→ Collected material
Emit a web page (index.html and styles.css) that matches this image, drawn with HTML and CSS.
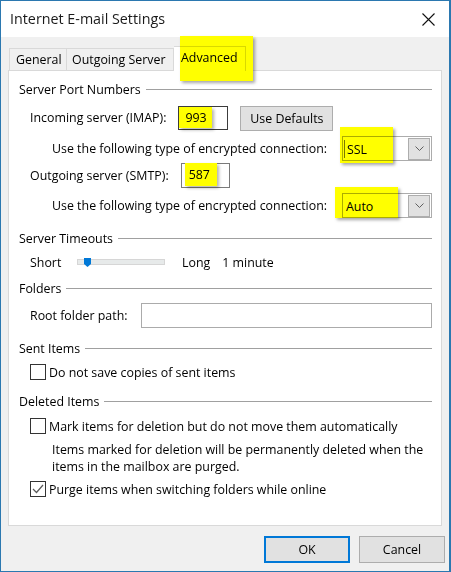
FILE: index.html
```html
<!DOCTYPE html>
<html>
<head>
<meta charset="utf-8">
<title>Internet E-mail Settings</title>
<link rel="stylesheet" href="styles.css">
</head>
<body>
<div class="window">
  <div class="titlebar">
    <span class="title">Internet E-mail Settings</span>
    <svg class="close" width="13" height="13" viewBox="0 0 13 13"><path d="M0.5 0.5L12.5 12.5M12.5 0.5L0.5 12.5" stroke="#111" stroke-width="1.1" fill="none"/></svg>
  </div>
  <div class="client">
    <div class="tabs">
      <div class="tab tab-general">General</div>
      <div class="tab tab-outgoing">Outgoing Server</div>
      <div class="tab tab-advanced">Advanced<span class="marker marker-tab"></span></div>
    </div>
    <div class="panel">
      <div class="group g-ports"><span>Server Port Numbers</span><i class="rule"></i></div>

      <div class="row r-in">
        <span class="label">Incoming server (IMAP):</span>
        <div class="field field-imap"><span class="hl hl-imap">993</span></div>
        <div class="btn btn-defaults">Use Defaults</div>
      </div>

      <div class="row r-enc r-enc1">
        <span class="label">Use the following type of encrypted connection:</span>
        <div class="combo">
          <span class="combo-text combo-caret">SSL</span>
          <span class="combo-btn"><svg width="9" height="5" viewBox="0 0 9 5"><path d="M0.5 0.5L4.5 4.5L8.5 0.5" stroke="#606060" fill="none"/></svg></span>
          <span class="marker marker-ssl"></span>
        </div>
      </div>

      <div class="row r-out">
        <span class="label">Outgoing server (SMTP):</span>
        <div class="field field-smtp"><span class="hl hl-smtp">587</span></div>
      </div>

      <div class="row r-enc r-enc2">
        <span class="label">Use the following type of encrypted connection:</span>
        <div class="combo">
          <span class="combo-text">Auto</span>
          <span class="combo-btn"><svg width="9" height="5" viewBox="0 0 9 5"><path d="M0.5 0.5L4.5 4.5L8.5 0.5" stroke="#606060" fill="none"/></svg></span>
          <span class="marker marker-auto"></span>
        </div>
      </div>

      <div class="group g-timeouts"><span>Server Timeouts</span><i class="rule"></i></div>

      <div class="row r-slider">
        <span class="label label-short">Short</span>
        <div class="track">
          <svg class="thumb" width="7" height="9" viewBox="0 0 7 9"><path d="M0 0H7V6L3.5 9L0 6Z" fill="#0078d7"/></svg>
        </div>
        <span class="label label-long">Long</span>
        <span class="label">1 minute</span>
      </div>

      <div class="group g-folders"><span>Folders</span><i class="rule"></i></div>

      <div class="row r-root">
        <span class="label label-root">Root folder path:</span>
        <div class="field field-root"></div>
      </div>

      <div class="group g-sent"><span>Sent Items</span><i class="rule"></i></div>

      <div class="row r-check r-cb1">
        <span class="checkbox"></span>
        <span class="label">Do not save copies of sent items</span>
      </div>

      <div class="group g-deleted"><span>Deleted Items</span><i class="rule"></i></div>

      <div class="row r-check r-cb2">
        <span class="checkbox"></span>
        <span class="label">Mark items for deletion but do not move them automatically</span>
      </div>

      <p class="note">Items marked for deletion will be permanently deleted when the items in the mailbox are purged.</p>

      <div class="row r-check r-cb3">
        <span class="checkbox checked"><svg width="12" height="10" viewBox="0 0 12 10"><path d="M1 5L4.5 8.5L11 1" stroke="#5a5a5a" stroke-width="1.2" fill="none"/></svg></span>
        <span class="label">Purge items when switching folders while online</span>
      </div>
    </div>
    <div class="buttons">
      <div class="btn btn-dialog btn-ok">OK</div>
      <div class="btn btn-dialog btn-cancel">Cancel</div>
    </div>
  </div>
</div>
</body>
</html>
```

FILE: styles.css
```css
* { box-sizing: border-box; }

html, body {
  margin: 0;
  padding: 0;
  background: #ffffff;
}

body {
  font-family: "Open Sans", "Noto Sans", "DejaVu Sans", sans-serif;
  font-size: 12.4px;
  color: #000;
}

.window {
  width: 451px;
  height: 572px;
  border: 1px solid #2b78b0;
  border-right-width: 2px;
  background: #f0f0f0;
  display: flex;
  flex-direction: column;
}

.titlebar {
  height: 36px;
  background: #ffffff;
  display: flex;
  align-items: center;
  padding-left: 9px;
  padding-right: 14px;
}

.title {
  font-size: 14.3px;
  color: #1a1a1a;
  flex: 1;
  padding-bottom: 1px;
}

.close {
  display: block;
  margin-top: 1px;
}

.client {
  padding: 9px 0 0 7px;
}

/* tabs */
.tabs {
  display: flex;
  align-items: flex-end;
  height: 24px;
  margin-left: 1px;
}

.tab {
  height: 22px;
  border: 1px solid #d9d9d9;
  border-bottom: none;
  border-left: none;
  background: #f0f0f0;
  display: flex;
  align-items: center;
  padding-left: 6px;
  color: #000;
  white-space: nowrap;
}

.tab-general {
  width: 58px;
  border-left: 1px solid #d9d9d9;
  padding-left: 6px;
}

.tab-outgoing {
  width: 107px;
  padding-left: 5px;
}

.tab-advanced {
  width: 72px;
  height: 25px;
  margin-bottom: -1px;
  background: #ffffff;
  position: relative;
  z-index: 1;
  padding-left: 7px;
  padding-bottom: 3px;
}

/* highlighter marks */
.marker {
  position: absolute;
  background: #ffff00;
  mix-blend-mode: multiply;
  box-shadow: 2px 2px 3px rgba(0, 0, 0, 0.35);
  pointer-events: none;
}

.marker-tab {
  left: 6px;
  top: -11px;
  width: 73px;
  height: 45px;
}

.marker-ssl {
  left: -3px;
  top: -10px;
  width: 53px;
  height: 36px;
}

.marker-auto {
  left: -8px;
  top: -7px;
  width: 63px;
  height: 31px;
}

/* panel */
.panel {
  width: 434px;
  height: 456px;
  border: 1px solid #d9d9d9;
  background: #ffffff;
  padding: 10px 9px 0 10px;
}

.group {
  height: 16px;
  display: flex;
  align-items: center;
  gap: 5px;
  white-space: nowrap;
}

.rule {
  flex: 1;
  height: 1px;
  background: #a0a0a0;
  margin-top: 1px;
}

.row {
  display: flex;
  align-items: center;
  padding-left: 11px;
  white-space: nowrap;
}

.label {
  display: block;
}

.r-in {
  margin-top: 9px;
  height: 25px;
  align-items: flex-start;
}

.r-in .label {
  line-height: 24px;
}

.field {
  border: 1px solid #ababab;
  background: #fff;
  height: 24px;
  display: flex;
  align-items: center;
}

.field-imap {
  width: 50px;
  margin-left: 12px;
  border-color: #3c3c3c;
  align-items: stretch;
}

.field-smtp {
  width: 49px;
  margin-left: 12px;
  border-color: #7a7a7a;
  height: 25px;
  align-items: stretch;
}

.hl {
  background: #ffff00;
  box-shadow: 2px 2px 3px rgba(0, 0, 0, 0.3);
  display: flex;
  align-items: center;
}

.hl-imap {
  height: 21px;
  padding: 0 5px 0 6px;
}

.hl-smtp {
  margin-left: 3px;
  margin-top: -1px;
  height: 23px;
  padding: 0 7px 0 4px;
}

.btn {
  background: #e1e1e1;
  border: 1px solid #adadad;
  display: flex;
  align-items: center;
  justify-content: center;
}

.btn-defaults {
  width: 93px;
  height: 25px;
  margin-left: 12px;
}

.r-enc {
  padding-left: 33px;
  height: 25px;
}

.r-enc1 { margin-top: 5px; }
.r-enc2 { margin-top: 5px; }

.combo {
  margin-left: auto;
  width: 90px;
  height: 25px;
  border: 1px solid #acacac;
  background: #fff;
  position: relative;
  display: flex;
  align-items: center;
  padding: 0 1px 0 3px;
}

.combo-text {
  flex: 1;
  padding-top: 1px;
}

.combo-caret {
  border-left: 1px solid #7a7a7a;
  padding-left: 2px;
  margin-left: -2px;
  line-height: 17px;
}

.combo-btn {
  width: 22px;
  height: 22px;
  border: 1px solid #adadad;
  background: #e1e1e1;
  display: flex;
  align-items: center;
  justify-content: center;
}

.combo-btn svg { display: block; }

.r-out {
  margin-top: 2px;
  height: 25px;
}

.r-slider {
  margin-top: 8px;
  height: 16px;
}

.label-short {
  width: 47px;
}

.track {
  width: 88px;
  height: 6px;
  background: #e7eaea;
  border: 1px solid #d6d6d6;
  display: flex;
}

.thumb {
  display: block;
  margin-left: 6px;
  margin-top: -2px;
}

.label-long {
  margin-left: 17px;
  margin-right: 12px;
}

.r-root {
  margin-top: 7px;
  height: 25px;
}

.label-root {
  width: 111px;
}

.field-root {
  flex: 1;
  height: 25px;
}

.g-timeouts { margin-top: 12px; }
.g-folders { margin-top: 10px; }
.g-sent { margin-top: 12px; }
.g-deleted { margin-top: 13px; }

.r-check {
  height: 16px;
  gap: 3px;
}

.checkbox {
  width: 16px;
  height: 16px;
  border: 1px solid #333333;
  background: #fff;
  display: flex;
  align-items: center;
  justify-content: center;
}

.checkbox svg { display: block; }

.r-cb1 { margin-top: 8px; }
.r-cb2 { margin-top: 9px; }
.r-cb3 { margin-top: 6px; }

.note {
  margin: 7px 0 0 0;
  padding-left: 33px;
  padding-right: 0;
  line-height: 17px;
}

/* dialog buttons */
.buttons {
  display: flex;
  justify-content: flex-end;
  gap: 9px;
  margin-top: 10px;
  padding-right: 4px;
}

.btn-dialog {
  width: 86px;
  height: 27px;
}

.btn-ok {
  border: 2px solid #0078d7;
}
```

→ Goal
Copy each line above that contains the string "styles".

→ Response to the exercise
Emit a web page (index.html and styles.css) that matches this image, drawn with HTML and CSS.
<link rel="stylesheet" href="styles.css">
FILE: styles.css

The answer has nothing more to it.